■ **THE REQUEST**: Using the data below, return word for word every line from the one holding "Write a component" down to the one holding "string; value: string;". Leave pictures out.

■ **SOURCE DATA**:

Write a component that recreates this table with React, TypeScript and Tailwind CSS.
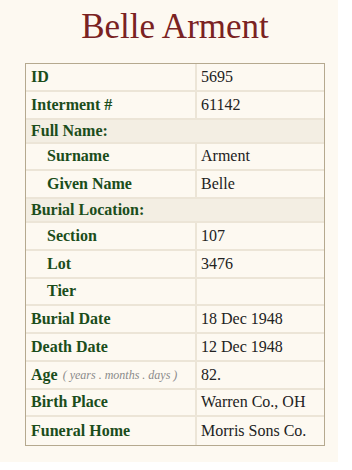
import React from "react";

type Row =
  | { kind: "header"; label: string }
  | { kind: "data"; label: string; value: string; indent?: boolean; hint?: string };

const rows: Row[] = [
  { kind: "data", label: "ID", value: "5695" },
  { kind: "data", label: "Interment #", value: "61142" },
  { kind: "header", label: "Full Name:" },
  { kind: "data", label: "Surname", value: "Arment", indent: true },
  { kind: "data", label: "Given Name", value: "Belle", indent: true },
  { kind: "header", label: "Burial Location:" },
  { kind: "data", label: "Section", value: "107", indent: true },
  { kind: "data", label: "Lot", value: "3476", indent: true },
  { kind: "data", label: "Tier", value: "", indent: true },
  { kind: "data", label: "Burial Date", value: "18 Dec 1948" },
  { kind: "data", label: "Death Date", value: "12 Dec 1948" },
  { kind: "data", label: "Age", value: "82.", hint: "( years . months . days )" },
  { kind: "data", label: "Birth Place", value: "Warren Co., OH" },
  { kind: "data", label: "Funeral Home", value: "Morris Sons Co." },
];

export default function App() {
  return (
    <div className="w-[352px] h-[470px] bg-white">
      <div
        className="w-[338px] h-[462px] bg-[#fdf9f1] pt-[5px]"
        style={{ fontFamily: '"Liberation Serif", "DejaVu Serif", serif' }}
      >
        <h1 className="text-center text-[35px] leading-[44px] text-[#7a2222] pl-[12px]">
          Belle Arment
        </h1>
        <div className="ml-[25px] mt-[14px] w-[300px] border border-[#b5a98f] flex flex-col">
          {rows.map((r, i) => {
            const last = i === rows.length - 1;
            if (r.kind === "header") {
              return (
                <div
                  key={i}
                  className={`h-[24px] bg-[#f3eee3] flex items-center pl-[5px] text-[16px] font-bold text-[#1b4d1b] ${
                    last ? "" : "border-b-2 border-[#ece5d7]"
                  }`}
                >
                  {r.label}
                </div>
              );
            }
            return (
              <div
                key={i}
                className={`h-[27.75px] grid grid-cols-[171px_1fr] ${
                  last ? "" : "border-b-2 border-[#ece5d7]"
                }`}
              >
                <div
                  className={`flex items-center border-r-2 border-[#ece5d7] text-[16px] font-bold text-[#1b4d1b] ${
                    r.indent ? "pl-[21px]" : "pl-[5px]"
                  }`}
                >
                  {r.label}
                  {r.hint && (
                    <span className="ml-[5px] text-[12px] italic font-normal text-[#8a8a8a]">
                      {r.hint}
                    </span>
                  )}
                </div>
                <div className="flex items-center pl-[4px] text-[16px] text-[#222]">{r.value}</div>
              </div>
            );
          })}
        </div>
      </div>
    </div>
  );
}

==

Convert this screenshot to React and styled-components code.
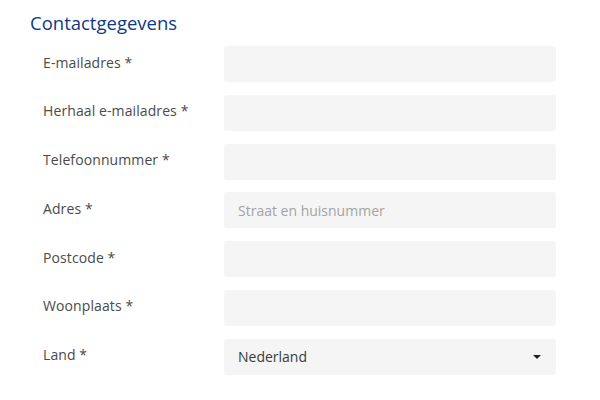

■ **FULL RESPONSE**:
Write a component that recreates this table with React, TypeScript and Tailwind CSS.
import React from "react";

type Row =
  | { kind: "header"; label: string }
  | { kind: "data"; label: string; value: string; indent?: boolean; hint?: string };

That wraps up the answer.